Nothing Is Real could have easily been a sonic mess. Instead, it acts as a mixing pot for the band’s cultural and musical influences: genre-bending and epoch-defining
With all of its angst, however, Nothing Is True also shows the band’s softer side. A highlight is hard to pick with an album stuffed with such excellence, but ‘Modern Living’ is definitely up there as one of the album’s best. It’s fist-pumping, euphoric beat isn’t unlike a Biffy Clyro tune, and feels like a welcome return to the band’s more familiar rock territory. They don’t forgo the album’s main themes, however: lyrics like ‘we’re apocaholics’ hark back to the Nothing Is True’s dystopic motto, with precious moments of tranquillity such as ‘lying in the flowers’ instantly undermined by doom: ‘everything you love is about to disappear’.
Nothing Is True closes on the same teetering, yet determined, sense of hope with ‘Waltzing off the Face of the Earth (II. Piangevole)’. The combination of bird song, triumphant trumpets and trickling water provide an Edenic feel, like waking up from a heady dream – a welcome, lighter contrast to part I.

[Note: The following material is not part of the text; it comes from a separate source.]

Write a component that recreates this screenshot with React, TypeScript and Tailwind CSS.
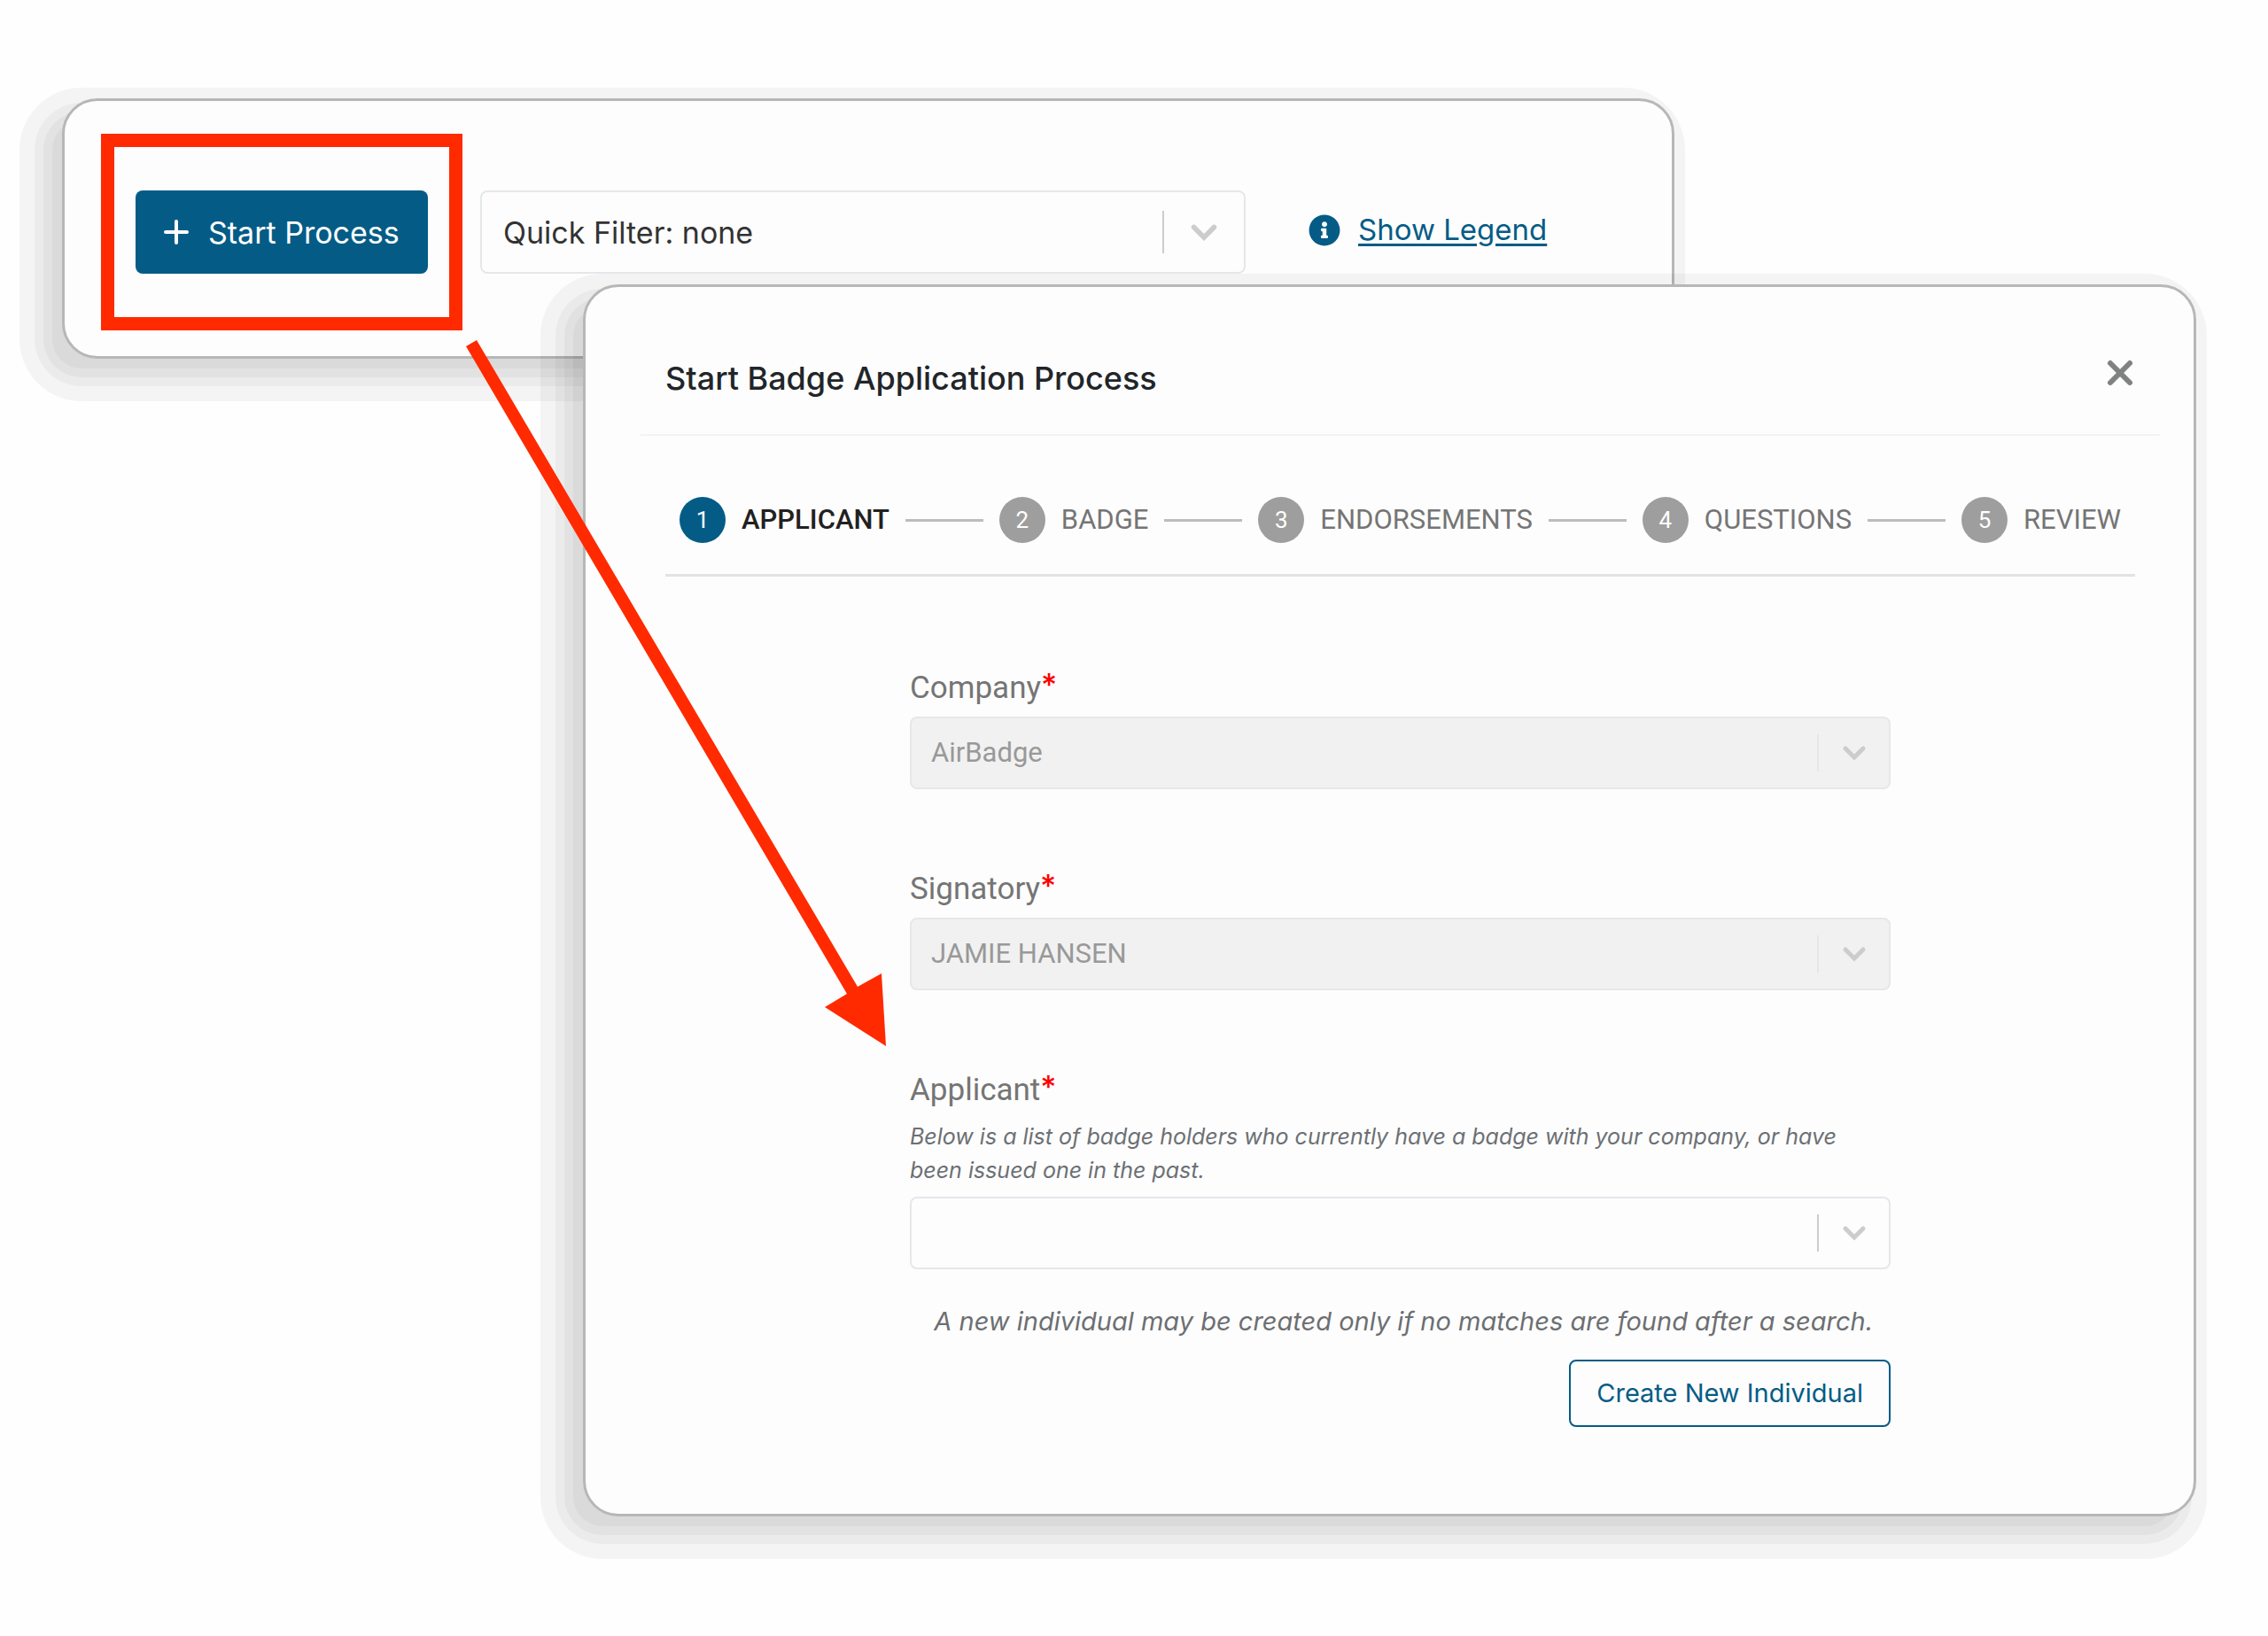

With such a myriad of different instruments, styles and voices, Nothing Is True could have easily been a sonic mess. Instead, it acts as a mixing pot for the band’s cultural and musical influences: genre-bending and epoch-defining, this is how you make an album for 21st-century living.
Boar Music recommends:
- ‘Modern Living’ – true to the band’s rock roots but with a sentiment that catches you by surprise.